> _Written exercise_
Copy out all the lines exactly. Omit pictures.

## START Dataset section

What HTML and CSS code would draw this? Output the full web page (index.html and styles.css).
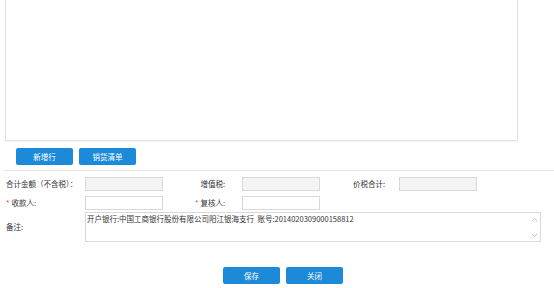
FILE: index.html
```html
<!DOCTYPE html>
<html lang="zh-CN">
<head>
    <meta charset="UTF-8">
    <meta name="viewport" content="width=device-width, initial-scale=1.0">
    <title>发票</title>
    <link rel="stylesheet" href="styles.css">
</head>
<body>
    <div class="grid-panel"></div>

    <div class="toolbar">
        <button class="btn">新增行</button>
        <button class="btn">销货清单</button>
    </div>

    <div class="divider"></div>

    <div class="form">
        <div class="row">
            <span class="lbl">合计金额（不含税）：</span>
            <input class="ipt readonly" type="text">
            <span class="lbl right lbl-mid">增值税:</span>
            <input class="ipt readonly" type="text">
            <span class="lbl right lbl-last">价税合计:</span>
            <input class="ipt readonly" type="text">
        </div>
        <div class="row">
            <span class="lbl"><i class="req">*</i>收款人:</span>
            <input class="ipt" type="text">
            <span class="lbl right lbl-mid"><i class="req">*</i>复核人:</span>
            <input class="ipt" type="text">
        </div>
        <div class="row remark-row">
            <span class="lbl">备注:</span>
            <div class="remark">
                <div class="remark-text">开户银行:中国工商银行股份有限公司阳江银海支行&nbsp; 账号:2014020309000158812</div>
                <div class="arrows">
                    <svg width="7" height="5" viewBox="0 0 7 5"><path d="M1 4 L3.5 1.5 L6 4" fill="none" stroke="#b8b8b8" stroke-width="0.9"/></svg>
                    <svg width="7" height="5" viewBox="0 0 7 5"><path d="M1 1 L3.5 3.5 L6 1" fill="none" stroke="#b8b8b8" stroke-width="0.9"/></svg>
                </div>
            </div>
        </div>
    </div>

    <div class="footer">
        <button class="btn">保存</button>
        <button class="btn">关闭</button>
    </div>
</body>
</html>
```

FILE: styles.css
```css
body{
    margin: 0;
    background: #fff;
    font-family: "Noto Sans CJK SC", "Microsoft YaHei", sans-serif;
    font-size: 7.5px;
    color: #333;
}

.grid-panel{
    margin-left: 5px;
    width: 511px;
    height: 140px;
    border: 1px solid #e3e3e3;
    border-top: none;
    box-shadow: 0 1px 1px rgba(0,0,0,0.04);
}

.toolbar{
    display: flex;
    gap: 6px;
    margin: 7px 0 0 16px;
}

.btn{
    width: 57px;
    height: 17px;
    padding: 0;
    border: none;
    border-radius: 2px;
    background: #1c8ad9;
    color: #fff;
    font-family: inherit;
    font-size: 7.5px;
    line-height: 17px;
}

.divider{
    margin: 5px 0 0 4px;
    height: 1px;
    background: #e6e6e6;
}

.form{
    margin: 6px 0 0 5px;
}

.row{
    display: flex;
    align-items: center;
    height: 14px;
    margin-bottom: 5px;
}

.lbl{
    width: 80px;
    flex: none;
    padding-left: 1px;
    box-sizing: border-box;
    line-height: 14px;
    white-space: nowrap;
}
.lbl.right{
    text-align: right;
    width: 79px;
    padding-right: 17px;
}
.lbl-last{
    padding-right: 14px !important;
}

.req{
    font-style: normal;
    color: #e0393e;
    margin-right: 2px;
}

.ipt{
    width: 78px;
    height: 14px;
    box-sizing: border-box;
    flex: none;
    margin: 0;
    padding: 0 2px;
    border: 1px solid #d9d9d9;
    background: #fff;
    font-size: 7.5px;
    outline: none;
}
.ipt.readonly{
    background: #f4f4f4;
}

.remark-row{
    height: 30px;
    margin-top: -3px;
}

.remark{
    width: 456px;
    height: 30px;
    box-sizing: border-box;
    border: 1px solid #d9d9d9;
    display: flex;
    justify-content: space-between;
    padding-left: 1px;
}
.remark-text{
    line-height: 11px;
    color: #333;
}
.arrows{
    width: 10px;
    display: flex;
    flex-direction: column;
    justify-content: space-between;
    align-items: center;
    padding: 4px 0 3px;
    margin-right: 1px;
}
.arrows svg{
    display: block;
}

.footer{
    display: flex;
    gap: 6px;
    margin: 25px 0 0 223px;
}
```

## END Dataset section

> _The solution_
What HTML and CSS code would draw this? Output the full web page (index.html and styles.css).
FILE: index.html
```html
<!DOCTYPE html>
<html lang="zh-CN">
<head>
    <meta charset="UTF-8">
    <meta name="viewport" content="width=device-width, initial-scale=1.0">
    <title>发票</title>
    <link rel="stylesheet" href="styles.css">
</head>
<body>
    <div class="grid-panel"></div>

    <div class="toolbar">
        <button class="btn">新增行</button>
        <button class="btn">销货清单</button>
    </div>

    <div class="divider"></div>

    <div class="form">
        <div class="row">
            <span class="lbl">合计金额（不含税）：</span>
            <input class="ipt readonly" type="text">
            <span class="lbl right lbl-mid">增值税:</span>
            <input class="ipt readonly" type="text">
            <span class="lbl right lbl-last">价税合计:</span>
            <input class="ipt readonly" type="text">
        </div>
        <div class="row">
            <span class="lbl"><i class="req">*</i>收款人:</span>
            <input class="ipt" type="text">
            <span class="lbl right lbl-mid"><i class="req">*</i>复核人:</span>
            <input class="ipt" type="text">
        </div>
        <div class="row remark-row">
            <span class="lbl">备注:</span>
            <div class="remark">
                <div class="remark-text">开户银行:中国工商银行股份有限公司阳江银海支行&nbsp; 账号:2014020309000158812</div>
                <div class="arrows">
                    <svg width="7" height="5" viewBox="0 0 7 5"><path d="M1 4 L3.5 1.5 L6 4" fill="none" stroke="#b8b8b8" stroke-width="0.9"/></svg>
                    <svg width="7" height="5" viewBox="0 0 7 5"><path d="M1 1 L3.5 3.5 L6 1" fill="none" stroke="#b8b8b8" stroke-width="0.9"/></svg>
                </div>
            </div>
        </div>
    </div>

    <div class="footer">
        <button class="btn">保存</button>
        <button class="btn">关闭</button>
    </div>
</body>
</html>
```

FILE: styles.css
```css
body{
    margin: 0;
    background: #fff;
    font-family: "Noto Sans CJK SC", "Microsoft YaHei", sans-serif;
    font-size: 7.5px;
    color: #333;
}

.grid-panel{
    margin-left: 5px;
    width: 511px;
    height: 140px;
    border: 1px solid #e3e3e3;
    border-top: none;
    box-shadow: 0 1px 1px rgba(0,0,0,0.04);
}

.toolbar{
    display: flex;
    gap: 6px;
    margin: 7px 0 0 16px;
}

.btn{
    width: 57px;
    height: 17px;
    padding: 0;
    border: none;
    border-radius: 2px;
    background: #1c8ad9;
    color: #fff;
    font-family: inherit;
    font-size: 7.5px;
    line-height: 17px;
}

.divider{
    margin: 5px 0 0 4px;
    height: 1px;
    background: #e6e6e6;
}

.form{
    margin: 6px 0 0 5px;
}

.row{
    display: flex;
    align-items: center;
    height: 14px;
    margin-bottom: 5px;
}

.lbl{
    width: 80px;
    flex: none;
    padding-left: 1px;
    box-sizing: border-box;
    line-height: 14px;
    white-space: nowrap;
}
.lbl.right{
    text-align: right;
    width: 79px;
    padding-right: 17px;
}
.lbl-last{
    padding-right: 14px !important;
}

.req{
    font-style: normal;
    color: #e0393e;
    margin-right: 2px;
}

.ipt{
    width: 78px;
    height: 14px;
    box-sizing: border-box;
    flex: none;
    margin: 0;
    padding: 0 2px;
    border: 1px solid #d9d9d9;
    background: #fff;
    font-size: 7.5px;
    outline: none;
}
.ipt.readonly{
    background: #f4f4f4;
}

.remark-row{
    height: 30px;
    margin-top: -3px;
}

.remark{
    width: 456px;
    height: 30px;
    box-sizing: border-box;
    border: 1px solid #d9d9d9;
    display: flex;
    justify-content: space-between;
    padding-left: 1px;
}
.remark-text{
    line-height: 11px;
    color: #333;
}
.arrows{
    width: 10px;
    display: flex;
    flex-direction: column;
    justify-content: space-between;
    align-items: center;
    padding: 4px 0 3px;
    margin-right: 1px;
}
.arrows svg{
    display: block;
}

.footer{
    display: flex;
    gap: 6px;
    margin: 25px 0 0 223px;
}
```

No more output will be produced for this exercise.